__Task goal__.
Identify the lines that include the word "React", then copy all of them.
****
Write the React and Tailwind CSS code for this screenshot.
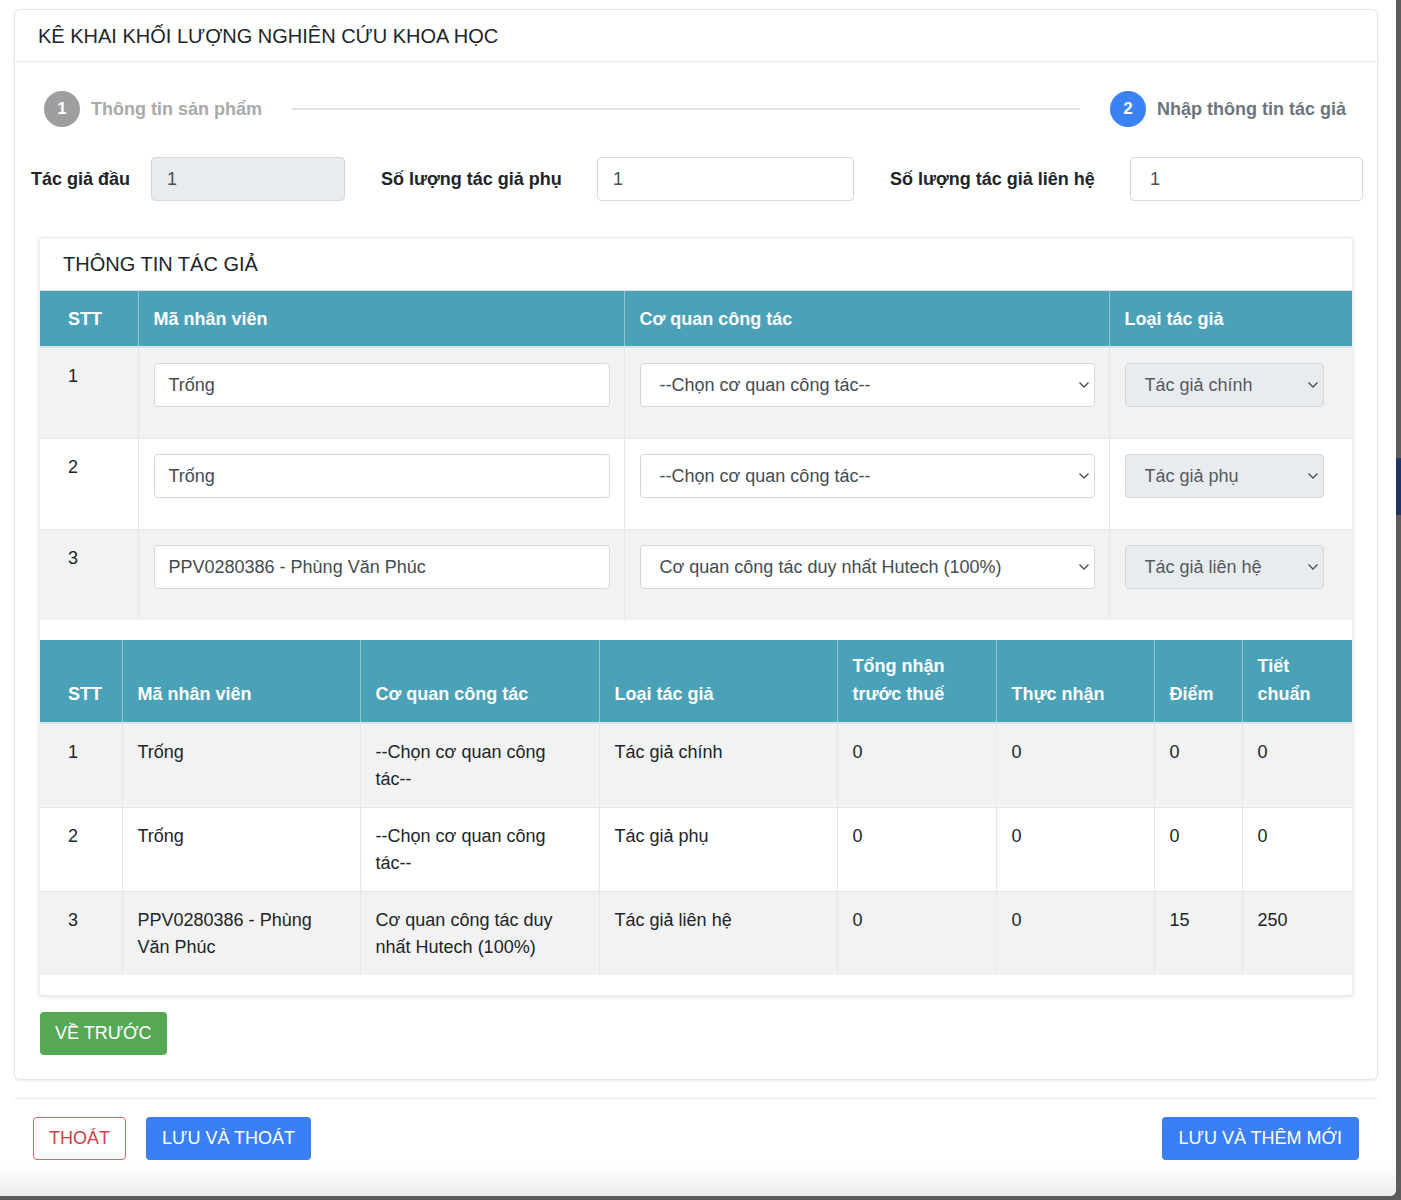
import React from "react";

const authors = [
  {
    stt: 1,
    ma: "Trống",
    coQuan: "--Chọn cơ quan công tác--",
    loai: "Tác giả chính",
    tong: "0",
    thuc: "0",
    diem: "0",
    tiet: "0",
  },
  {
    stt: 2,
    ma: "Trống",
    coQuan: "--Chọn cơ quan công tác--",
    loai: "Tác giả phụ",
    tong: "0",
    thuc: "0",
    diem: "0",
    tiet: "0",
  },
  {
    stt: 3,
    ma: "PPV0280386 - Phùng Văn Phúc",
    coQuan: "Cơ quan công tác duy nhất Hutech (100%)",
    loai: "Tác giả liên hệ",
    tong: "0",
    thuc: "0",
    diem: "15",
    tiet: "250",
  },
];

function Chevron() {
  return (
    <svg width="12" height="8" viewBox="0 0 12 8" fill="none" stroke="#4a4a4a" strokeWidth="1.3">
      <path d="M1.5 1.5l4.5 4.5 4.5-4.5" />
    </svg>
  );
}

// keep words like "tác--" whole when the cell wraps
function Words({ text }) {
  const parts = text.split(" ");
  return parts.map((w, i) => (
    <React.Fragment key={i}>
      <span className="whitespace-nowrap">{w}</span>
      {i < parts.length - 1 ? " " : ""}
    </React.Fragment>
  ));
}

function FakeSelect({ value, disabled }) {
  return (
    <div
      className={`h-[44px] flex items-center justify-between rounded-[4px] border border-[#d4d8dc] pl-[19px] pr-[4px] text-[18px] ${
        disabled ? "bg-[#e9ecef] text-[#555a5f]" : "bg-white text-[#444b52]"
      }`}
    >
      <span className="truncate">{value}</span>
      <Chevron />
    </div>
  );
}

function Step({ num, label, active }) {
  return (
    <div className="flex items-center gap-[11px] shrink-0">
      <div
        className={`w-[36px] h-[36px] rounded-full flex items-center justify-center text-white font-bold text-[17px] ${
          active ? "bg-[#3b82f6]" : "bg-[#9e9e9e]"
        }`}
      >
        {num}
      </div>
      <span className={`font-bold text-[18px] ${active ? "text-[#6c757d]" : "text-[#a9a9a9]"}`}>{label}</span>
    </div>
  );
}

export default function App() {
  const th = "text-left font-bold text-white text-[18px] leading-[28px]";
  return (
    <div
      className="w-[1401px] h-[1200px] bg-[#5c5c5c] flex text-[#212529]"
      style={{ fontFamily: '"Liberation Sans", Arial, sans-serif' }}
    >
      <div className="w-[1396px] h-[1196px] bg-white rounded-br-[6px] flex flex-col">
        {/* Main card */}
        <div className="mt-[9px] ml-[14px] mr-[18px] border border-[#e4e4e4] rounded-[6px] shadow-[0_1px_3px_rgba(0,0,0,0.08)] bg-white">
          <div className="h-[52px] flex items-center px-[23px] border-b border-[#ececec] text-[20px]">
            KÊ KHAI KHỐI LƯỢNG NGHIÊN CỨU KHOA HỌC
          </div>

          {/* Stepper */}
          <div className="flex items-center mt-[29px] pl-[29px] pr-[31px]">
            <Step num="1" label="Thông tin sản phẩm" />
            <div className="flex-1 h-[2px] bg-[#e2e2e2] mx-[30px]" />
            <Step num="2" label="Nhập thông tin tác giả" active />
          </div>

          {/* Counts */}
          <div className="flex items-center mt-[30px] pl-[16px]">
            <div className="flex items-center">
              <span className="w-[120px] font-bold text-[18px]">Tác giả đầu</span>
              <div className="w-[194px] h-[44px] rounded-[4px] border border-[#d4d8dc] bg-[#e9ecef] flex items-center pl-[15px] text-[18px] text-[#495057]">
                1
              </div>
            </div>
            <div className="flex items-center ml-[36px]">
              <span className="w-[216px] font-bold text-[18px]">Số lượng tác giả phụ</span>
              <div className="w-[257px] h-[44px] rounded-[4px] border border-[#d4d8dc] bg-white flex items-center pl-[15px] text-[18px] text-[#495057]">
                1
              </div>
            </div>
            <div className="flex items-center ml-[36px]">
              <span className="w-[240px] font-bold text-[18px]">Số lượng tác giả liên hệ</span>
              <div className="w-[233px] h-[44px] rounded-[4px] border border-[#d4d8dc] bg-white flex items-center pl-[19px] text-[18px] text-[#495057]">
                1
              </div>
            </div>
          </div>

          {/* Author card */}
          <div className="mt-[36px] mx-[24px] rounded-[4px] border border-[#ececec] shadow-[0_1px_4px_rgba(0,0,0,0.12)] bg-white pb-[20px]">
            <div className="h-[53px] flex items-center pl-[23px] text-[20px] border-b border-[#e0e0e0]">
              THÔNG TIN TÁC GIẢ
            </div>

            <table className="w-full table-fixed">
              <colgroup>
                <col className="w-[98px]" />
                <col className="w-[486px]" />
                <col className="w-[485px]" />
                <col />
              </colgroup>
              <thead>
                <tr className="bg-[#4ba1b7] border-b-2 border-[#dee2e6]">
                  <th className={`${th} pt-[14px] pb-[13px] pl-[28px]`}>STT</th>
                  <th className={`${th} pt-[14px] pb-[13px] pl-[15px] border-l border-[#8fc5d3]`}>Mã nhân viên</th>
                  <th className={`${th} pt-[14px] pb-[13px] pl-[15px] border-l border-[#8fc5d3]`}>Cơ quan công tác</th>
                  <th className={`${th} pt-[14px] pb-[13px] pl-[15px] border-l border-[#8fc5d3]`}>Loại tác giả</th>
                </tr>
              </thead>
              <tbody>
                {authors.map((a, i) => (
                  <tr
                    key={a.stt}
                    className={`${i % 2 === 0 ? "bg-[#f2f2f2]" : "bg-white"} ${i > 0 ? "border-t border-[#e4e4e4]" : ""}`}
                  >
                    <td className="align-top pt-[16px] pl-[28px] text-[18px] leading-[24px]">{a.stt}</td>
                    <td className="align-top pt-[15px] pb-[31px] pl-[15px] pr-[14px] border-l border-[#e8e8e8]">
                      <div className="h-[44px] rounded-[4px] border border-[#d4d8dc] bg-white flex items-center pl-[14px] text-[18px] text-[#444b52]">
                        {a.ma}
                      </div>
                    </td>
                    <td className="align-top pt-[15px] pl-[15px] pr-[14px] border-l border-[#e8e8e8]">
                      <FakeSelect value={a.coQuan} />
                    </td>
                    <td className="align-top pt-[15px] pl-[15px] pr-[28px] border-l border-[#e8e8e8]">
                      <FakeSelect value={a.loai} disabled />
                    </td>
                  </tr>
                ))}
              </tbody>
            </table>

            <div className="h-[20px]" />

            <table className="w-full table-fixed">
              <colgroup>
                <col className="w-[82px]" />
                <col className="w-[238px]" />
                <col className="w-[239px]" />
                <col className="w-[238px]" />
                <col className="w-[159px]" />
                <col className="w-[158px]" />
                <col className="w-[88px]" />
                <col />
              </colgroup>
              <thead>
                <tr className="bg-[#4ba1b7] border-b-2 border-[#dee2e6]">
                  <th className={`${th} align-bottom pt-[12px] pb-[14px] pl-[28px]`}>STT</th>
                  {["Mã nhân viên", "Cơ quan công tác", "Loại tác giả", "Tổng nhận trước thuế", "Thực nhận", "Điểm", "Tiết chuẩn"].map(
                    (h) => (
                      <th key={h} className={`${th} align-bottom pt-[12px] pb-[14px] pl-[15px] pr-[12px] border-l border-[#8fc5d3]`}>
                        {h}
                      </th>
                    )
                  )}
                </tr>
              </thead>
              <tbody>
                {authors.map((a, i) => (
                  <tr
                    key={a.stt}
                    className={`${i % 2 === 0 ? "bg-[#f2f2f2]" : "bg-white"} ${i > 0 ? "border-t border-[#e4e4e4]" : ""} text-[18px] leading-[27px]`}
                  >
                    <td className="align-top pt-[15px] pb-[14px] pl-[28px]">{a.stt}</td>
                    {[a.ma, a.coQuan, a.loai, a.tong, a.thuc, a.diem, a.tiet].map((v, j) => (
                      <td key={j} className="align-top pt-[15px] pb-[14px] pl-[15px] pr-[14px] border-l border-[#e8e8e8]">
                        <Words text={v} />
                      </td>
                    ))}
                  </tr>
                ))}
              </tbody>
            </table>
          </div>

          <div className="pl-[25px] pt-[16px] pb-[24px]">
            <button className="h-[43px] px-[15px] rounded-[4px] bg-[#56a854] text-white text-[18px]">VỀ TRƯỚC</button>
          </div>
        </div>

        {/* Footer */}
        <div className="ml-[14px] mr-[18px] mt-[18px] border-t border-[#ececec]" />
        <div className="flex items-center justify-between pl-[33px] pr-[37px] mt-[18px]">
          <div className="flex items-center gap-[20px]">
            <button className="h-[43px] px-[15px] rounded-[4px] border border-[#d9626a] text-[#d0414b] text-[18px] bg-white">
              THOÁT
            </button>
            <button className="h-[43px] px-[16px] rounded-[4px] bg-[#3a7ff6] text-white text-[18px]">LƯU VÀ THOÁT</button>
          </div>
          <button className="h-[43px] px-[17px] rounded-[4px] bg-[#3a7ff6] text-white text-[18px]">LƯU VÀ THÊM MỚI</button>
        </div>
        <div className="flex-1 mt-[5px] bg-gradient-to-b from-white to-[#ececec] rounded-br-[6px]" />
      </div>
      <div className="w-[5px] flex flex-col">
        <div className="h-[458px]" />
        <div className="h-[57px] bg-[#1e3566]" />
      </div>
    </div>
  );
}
****
__Answer to the task__.
Write the React and Tailwind CSS code for this screenshot.
import React from "react";
    <React.Fragment key={i}>
    </React.Fragment>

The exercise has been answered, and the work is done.